> **Short problem**: Emit the data below verbatim, stripping out any pictures.

> **Given information**:

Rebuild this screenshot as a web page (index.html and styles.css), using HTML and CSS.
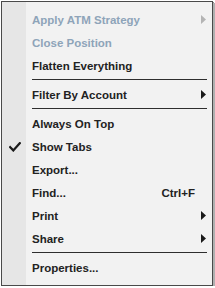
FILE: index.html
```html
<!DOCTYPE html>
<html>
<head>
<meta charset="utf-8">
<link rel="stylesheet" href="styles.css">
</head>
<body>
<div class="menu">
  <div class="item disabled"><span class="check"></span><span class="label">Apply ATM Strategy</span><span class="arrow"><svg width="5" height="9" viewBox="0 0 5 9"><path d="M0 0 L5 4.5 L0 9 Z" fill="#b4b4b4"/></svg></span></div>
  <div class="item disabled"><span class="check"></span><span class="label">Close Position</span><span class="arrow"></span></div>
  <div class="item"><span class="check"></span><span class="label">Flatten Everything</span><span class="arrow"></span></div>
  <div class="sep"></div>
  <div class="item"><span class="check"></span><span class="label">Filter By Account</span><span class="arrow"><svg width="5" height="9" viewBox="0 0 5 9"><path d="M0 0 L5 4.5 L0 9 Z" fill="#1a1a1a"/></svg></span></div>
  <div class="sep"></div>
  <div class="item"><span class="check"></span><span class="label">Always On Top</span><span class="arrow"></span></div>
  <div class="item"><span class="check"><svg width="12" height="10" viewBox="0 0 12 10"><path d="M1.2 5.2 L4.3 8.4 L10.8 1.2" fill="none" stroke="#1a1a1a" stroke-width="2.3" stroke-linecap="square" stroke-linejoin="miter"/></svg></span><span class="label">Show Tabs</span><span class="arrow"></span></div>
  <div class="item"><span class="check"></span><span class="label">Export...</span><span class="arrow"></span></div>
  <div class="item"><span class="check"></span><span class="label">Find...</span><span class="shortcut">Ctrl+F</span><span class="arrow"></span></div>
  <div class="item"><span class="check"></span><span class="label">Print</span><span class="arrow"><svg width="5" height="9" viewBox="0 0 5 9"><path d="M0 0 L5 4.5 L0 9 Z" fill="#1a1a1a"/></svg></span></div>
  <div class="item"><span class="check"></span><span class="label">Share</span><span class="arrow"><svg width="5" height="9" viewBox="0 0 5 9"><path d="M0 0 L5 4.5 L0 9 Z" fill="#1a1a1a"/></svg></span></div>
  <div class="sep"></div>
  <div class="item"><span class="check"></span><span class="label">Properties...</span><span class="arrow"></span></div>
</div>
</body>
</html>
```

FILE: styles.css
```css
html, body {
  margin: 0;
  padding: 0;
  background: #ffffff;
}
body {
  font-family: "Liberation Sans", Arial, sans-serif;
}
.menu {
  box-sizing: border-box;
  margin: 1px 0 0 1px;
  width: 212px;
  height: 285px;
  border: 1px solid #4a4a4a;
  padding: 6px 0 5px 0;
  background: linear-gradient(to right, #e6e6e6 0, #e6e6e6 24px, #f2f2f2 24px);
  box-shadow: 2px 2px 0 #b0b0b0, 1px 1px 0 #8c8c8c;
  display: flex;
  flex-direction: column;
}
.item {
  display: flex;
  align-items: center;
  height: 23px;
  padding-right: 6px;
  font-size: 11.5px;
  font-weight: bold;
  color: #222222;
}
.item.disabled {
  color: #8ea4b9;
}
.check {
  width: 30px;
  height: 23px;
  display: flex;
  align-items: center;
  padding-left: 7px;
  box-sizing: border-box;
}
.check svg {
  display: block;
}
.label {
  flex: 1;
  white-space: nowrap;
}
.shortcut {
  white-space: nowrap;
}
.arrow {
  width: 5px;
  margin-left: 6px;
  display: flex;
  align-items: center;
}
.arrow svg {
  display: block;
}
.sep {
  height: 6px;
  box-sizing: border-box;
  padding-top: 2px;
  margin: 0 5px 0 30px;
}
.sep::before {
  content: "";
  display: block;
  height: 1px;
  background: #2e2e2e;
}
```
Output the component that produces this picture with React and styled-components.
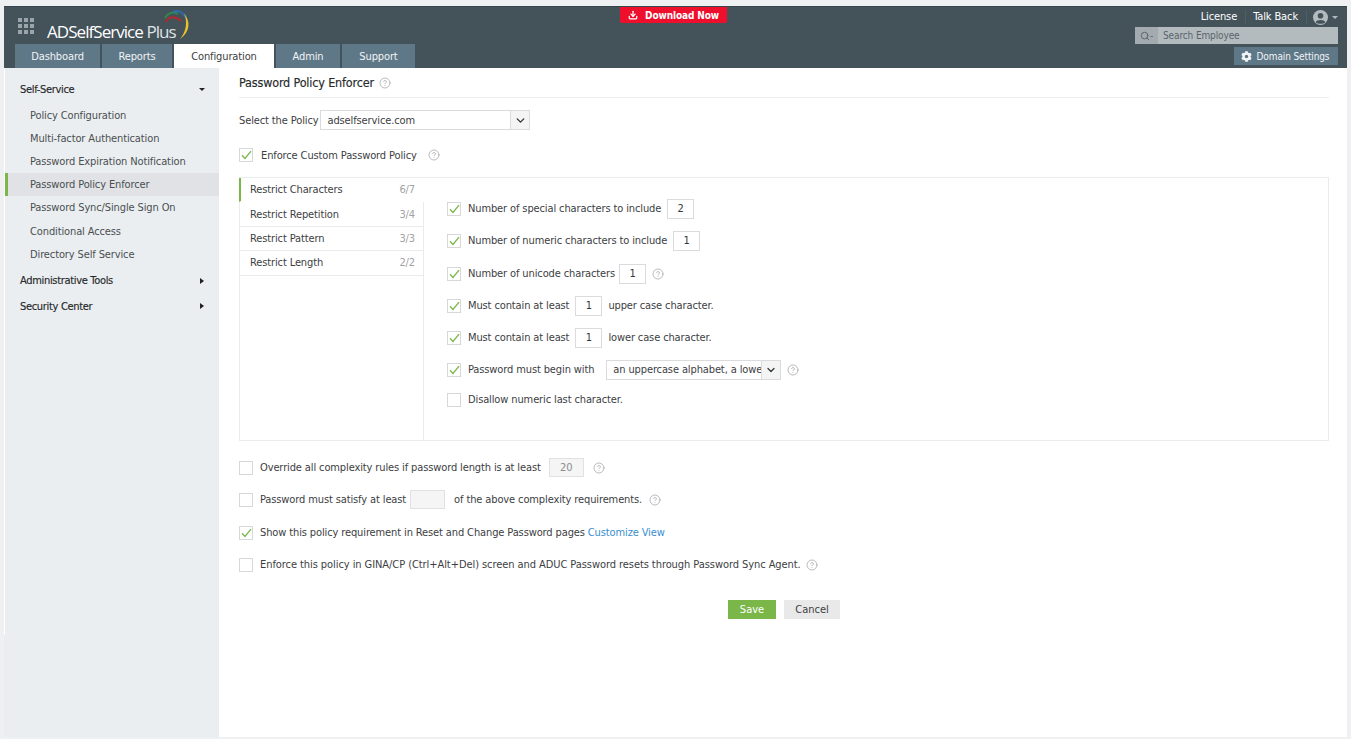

> **Output of the exercise**:
Rebuild this screenshot as a web page (index.html and styles.css), using HTML and CSS.
FILE: index.html
```html
<!DOCTYPE html>
<html>
<head>
<meta charset="utf-8">
<link rel="stylesheet" href="styles.css">
</head>
<body>
<div class="menu">
  <div class="item disabled"><span class="check"></span><span class="label">Apply ATM Strategy</span><span class="arrow"><svg width="5" height="9" viewBox="0 0 5 9"><path d="M0 0 L5 4.5 L0 9 Z" fill="#b4b4b4"/></svg></span></div>
  <div class="item disabled"><span class="check"></span><span class="label">Close Position</span><span class="arrow"></span></div>
  <div class="item"><span class="check"></span><span class="label">Flatten Everything</span><span class="arrow"></span></div>
  <div class="sep"></div>
  <div class="item"><span class="check"></span><span class="label">Filter By Account</span><span class="arrow"><svg width="5" height="9" viewBox="0 0 5 9"><path d="M0 0 L5 4.5 L0 9 Z" fill="#1a1a1a"/></svg></span></div>
  <div class="sep"></div>
  <div class="item"><span class="check"></span><span class="label">Always On Top</span><span class="arrow"></span></div>
  <div class="item"><span class="check"><svg width="12" height="10" viewBox="0 0 12 10"><path d="M1.2 5.2 L4.3 8.4 L10.8 1.2" fill="none" stroke="#1a1a1a" stroke-width="2.3" stroke-linecap="square" stroke-linejoin="miter"/></svg></span><span class="label">Show Tabs</span><span class="arrow"></span></div>
  <div class="item"><span class="check"></span><span class="label">Export...</span><span class="arrow"></span></div>
  <div class="item"><span class="check"></span><span class="label">Find...</span><span class="shortcut">Ctrl+F</span><span class="arrow"></span></div>
  <div class="item"><span class="check"></span><span class="label">Print</span><span class="arrow"><svg width="5" height="9" viewBox="0 0 5 9"><path d="M0 0 L5 4.5 L0 9 Z" fill="#1a1a1a"/></svg></span></div>
  <div class="item"><span class="check"></span><span class="label">Share</span><span class="arrow"><svg width="5" height="9" viewBox="0 0 5 9"><path d="M0 0 L5 4.5 L0 9 Z" fill="#1a1a1a"/></svg></span></div>
  <div class="sep"></div>
  <div class="item"><span class="check"></span><span class="label">Properties...</span><span class="arrow"></span></div>
</div>
</body>
</html>
```

FILE: styles.css
```css
html, body {
  margin: 0;
  padding: 0;
  background: #ffffff;
}
body {
  font-family: "Liberation Sans", Arial, sans-serif;
}
.menu {
  box-sizing: border-box;
  margin: 1px 0 0 1px;
  width: 212px;
  height: 285px;
  border: 1px solid #4a4a4a;
  padding: 6px 0 5px 0;
  background: linear-gradient(to right, #e6e6e6 0, #e6e6e6 24px, #f2f2f2 24px);
  box-shadow: 2px 2px 0 #b0b0b0, 1px 1px 0 #8c8c8c;
  display: flex;
  flex-direction: column;
}
.item {
  display: flex;
  align-items: center;
  height: 23px;
  padding-right: 6px;
  font-size: 11.5px;
  font-weight: bold;
  color: #222222;
}
.item.disabled {
  color: #8ea4b9;
}
.check {
  width: 30px;
  height: 23px;
  display: flex;
  align-items: center;
  padding-left: 7px;
  box-sizing: border-box;
}
.check svg {
  display: block;
}
.label {
  flex: 1;
  white-space: nowrap;
}
.shortcut {
  white-space: nowrap;
}
.arrow {
  width: 5px;
  margin-left: 6px;
  display: flex;
  align-items: center;
}
.arrow svg {
  display: block;
}
.sep {
  height: 6px;
  box-sizing: border-box;
  padding-top: 2px;
  margin: 0 5px 0 30px;
}
.sep::before {
  content: "";
  display: block;
  height: 1px;
  background: #2e2e2e;
}
```
Output the component that produces this picture with React and styled-components.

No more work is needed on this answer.